In the end, the Nets four-year, $37 million offer sheet to Donatas Motiejunas proved to be reasonable and responsible, but for the third time since July, the Nets didn’t get their man. Just as the Heat did with Tyler Johnson and the Trail Blazers did with Allen Crabbe, the Rockets matched the Nets’ offer, leaving them empty-handed. Word came just before 5 p.m., seven hours before the match deadline, in a Woj tweet.

Motiejunas, a 26-year-old seven-footer, had staged what amounted to a holdout for five months, negotiating with the Rockets, while hoping that another team would come along and make him an offer Houston couldn’t refuse. It worked for him, but not the Nets.
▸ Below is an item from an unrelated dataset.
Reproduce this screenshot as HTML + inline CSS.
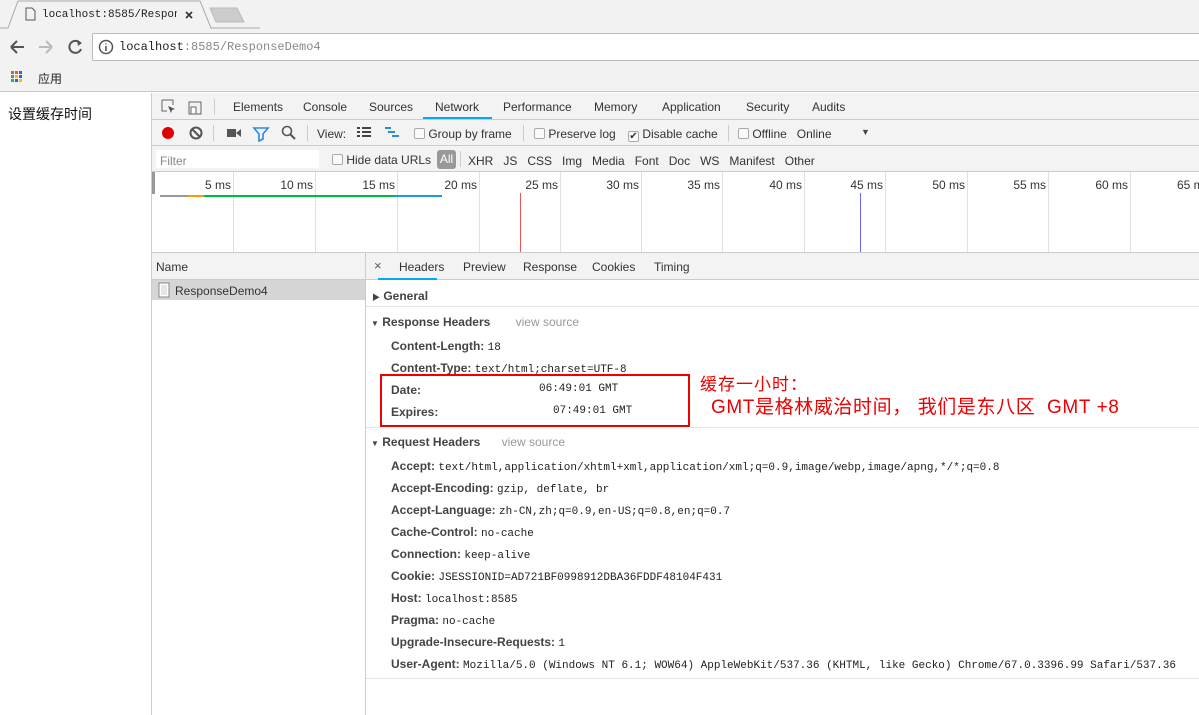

The Rockets owner issued a statement on the rationale behind the Rockets match. “There aren’t many seven-foot players who the skills that D-Mo possesses,” said Leslie Alexander.

Sean Marks tried to paint a positive picture but admitted he had hoped for a different outcome.

“It’s obviously disappointing when you miss on a chance to acquire another asset, but at the same time it shows us we are going down the right path knowing that he was matched, just like the other guys in the past,” Marks told the media before the Nets game vs. Washington.

Asked if he would continue going after restricted free agents, Marks said it will be part of the rebuilding plan.

“We are going to be aggressive and creative in how we acquire assets, obviously with the hand we've been dealt but at the same time we're positive moving forward with the group we have right here,” he added.

The Nets’ offer had several aspects that appealed to the Rockets. Although Motiejunas will get $5 million upfront, Houston can, if it wants, cut him by January 10 and not have to pay him anything more. They are of course likely to retain him, having finally committed to him after a long standoff. Then on March 1, they’ll have another opportunity to end his contract. On that date, the Rockets must decide whether to guarantee him a second year ... at $9 million. Also, in years 3 and 4 of the deal, there are team options with trigger dates of July 7. Neither are guaranteed.

Should Marks have offered more money, fewer options?

“We’re comfortable with where we stand,” said Marks. “Had Houston not matched that, then we were comfortable with the offer we got out there. We put our best foot forward and that’s what not only myself, but [Coach] Kenny [Atkinson] and ownership, we were comfortable doing ... [Motiejunas’] health was not a concern for us in this particular offer.”

Houston media suggested that although the Rockets believed Motiejunas is currently healthy and ready to play, there are concerns about whether his troubled back will hold up beyond next season. The team options in 2018 and 2019 help resolve that issue.

Marks has used big offers to restricted free agents like Motiejunas, as a rebuilding tool, hoping the Nets offer sheets would prove too rich for the RFA’s team to match. In addition to the three players who accepted the Nets offer sheets, other restricted free agents were pursued, but didn’t accept Brooklyn’s blandishments.